— Start —
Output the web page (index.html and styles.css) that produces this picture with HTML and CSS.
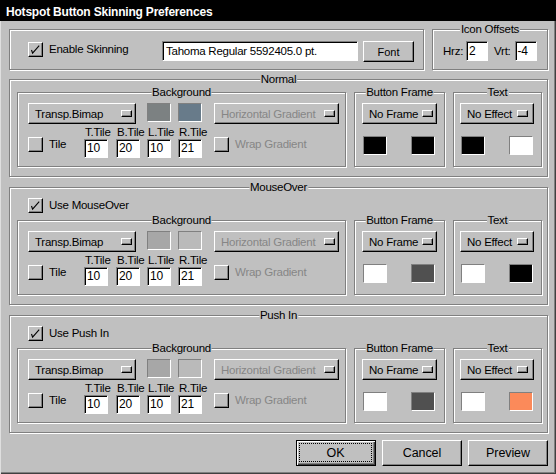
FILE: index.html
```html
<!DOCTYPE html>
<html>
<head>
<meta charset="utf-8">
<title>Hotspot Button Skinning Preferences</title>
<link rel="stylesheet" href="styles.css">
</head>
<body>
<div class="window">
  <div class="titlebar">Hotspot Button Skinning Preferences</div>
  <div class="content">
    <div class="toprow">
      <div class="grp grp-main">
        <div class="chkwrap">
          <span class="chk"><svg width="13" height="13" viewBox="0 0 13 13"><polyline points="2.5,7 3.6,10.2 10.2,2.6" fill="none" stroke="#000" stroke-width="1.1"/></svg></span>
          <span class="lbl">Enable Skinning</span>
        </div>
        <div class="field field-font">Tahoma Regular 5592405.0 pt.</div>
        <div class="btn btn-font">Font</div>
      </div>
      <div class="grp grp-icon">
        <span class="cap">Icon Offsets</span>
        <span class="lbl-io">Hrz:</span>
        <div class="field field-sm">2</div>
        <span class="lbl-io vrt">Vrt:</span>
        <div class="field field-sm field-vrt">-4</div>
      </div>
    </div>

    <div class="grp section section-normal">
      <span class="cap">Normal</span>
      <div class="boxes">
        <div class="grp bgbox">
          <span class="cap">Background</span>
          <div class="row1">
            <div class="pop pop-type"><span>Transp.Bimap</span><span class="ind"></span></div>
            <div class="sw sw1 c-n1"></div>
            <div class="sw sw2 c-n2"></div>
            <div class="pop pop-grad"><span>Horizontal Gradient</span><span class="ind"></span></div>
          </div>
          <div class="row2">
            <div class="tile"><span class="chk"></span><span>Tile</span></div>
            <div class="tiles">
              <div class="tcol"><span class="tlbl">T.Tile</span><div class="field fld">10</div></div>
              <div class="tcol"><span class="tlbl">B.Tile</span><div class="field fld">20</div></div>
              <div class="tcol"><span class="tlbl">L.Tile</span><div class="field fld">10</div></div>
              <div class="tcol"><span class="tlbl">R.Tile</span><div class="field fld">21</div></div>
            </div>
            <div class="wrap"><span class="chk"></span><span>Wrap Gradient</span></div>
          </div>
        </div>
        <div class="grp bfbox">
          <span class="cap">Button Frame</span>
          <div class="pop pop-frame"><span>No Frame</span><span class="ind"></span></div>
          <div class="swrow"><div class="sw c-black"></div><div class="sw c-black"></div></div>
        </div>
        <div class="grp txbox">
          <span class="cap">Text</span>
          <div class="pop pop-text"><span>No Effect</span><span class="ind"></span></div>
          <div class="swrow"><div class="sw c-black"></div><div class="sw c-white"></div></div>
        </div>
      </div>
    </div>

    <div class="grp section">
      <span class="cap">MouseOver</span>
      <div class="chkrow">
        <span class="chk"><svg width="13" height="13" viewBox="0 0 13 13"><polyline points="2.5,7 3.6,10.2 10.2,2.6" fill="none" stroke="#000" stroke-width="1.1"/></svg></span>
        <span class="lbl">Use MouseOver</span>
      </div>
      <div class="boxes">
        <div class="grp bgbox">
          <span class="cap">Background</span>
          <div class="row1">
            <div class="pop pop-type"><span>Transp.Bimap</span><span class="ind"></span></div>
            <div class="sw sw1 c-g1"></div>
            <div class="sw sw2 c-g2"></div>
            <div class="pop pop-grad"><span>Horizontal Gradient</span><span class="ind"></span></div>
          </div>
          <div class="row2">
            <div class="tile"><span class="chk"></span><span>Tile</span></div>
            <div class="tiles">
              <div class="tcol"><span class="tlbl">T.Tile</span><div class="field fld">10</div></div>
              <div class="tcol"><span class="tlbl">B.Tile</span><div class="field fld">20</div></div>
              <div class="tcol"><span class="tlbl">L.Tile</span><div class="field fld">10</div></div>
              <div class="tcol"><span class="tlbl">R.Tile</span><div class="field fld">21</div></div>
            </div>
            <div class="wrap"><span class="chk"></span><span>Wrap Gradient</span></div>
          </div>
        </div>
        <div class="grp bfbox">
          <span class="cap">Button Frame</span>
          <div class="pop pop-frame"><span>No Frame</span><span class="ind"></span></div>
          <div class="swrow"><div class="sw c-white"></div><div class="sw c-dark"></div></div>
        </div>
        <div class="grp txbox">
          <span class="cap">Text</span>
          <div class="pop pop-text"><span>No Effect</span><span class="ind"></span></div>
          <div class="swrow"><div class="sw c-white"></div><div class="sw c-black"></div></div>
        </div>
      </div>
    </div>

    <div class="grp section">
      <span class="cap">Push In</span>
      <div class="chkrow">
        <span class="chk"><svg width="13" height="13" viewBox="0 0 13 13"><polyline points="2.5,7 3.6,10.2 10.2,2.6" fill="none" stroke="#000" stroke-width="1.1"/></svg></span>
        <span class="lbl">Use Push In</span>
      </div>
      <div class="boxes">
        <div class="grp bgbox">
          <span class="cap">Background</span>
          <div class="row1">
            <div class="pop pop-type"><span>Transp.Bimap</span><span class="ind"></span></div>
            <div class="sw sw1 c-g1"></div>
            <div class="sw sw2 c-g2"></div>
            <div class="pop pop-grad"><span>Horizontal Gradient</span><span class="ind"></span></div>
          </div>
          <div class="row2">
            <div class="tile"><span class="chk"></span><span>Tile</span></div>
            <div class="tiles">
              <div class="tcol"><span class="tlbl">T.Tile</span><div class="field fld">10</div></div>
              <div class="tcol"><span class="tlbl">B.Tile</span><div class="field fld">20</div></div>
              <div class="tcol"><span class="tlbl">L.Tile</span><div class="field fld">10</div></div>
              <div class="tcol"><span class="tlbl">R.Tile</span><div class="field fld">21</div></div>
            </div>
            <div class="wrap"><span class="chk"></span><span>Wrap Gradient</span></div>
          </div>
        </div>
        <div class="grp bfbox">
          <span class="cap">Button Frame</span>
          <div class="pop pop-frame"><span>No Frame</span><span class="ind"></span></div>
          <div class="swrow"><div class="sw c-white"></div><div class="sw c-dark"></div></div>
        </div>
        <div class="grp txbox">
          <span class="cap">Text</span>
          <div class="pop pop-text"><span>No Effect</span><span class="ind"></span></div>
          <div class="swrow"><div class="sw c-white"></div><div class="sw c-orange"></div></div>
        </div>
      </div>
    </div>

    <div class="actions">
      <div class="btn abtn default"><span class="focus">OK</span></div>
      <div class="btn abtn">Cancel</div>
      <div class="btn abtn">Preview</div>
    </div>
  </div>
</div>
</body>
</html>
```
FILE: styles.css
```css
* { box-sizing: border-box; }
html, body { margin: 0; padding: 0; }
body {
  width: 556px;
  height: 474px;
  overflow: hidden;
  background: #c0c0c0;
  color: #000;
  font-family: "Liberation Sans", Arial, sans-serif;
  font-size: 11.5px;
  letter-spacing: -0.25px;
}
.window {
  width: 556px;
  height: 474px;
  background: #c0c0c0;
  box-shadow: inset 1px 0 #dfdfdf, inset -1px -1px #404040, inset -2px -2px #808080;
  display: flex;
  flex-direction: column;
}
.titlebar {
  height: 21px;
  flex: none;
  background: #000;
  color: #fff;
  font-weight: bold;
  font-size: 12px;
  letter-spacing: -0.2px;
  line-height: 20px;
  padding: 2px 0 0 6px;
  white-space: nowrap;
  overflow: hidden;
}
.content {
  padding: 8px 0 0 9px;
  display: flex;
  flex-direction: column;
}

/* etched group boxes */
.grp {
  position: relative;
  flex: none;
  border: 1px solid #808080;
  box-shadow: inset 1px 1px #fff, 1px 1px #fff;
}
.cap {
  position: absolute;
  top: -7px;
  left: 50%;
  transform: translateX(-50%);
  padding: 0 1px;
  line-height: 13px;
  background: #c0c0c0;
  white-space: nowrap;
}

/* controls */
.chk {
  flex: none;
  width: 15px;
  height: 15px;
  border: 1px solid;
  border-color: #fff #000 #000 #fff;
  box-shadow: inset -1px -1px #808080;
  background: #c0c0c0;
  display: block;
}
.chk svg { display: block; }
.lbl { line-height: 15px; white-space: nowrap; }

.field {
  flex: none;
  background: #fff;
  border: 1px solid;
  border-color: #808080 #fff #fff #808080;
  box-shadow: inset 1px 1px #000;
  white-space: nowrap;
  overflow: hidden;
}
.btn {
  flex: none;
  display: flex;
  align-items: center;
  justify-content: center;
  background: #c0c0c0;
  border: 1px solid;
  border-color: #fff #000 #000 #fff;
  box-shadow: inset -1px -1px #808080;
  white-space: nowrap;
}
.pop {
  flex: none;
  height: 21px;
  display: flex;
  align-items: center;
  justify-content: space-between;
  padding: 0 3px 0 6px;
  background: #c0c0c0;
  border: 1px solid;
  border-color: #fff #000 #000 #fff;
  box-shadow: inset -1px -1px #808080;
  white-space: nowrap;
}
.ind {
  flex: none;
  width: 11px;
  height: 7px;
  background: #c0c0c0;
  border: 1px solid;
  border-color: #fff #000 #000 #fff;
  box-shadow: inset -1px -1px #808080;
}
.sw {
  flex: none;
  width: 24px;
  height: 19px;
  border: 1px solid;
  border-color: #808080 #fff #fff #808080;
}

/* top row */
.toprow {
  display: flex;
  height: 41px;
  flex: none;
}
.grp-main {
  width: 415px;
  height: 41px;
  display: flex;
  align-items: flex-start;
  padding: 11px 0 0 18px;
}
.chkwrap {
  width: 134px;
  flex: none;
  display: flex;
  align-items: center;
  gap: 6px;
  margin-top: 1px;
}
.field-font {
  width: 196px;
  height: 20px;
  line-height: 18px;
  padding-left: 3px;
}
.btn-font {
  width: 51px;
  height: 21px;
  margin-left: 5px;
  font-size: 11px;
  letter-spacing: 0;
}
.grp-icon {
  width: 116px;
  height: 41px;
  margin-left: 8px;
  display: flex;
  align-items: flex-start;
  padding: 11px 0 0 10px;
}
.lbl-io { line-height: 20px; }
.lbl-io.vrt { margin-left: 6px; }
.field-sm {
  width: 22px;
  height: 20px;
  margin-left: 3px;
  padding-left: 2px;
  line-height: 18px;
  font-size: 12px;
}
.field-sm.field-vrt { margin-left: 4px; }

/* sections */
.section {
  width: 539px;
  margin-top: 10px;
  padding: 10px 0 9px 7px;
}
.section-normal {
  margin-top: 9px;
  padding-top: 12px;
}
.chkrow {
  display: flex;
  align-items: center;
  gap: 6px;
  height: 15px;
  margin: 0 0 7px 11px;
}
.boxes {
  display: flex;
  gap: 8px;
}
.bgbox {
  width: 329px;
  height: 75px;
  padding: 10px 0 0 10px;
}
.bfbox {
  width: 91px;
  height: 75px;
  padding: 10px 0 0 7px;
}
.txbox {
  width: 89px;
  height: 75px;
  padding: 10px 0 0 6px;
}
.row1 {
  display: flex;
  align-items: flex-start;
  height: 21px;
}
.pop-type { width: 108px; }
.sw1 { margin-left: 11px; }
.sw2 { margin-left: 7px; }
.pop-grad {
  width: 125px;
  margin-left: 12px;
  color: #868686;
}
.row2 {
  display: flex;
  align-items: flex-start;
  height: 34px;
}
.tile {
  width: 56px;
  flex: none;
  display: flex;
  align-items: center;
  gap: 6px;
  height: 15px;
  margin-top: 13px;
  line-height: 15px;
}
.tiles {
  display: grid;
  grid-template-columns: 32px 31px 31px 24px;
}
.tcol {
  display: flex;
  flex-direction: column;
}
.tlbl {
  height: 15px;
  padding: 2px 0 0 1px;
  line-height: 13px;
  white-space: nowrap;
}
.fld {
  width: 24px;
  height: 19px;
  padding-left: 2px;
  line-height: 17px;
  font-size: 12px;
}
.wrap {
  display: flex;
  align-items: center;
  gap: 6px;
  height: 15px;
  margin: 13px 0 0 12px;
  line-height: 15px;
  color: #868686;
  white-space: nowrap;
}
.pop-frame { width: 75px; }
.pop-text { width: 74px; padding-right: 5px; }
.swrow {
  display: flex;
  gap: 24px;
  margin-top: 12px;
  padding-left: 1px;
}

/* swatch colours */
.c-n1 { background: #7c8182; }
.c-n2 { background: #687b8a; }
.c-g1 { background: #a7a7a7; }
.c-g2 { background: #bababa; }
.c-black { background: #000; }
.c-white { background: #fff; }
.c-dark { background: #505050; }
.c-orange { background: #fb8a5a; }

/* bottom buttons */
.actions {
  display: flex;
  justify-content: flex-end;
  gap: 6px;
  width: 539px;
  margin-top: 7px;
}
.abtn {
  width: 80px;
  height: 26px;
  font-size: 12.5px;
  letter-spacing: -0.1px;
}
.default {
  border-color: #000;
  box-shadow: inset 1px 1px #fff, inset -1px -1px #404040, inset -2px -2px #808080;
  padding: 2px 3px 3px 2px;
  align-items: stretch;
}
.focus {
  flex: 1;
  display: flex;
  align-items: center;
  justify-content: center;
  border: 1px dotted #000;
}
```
— End —
**Work to do:** Look through the material above. Copy each line where the word "index" appears.

**Answer in full:**
Output the web page (index.html and styles.css) that produces this picture with HTML and CSS.
FILE: index.html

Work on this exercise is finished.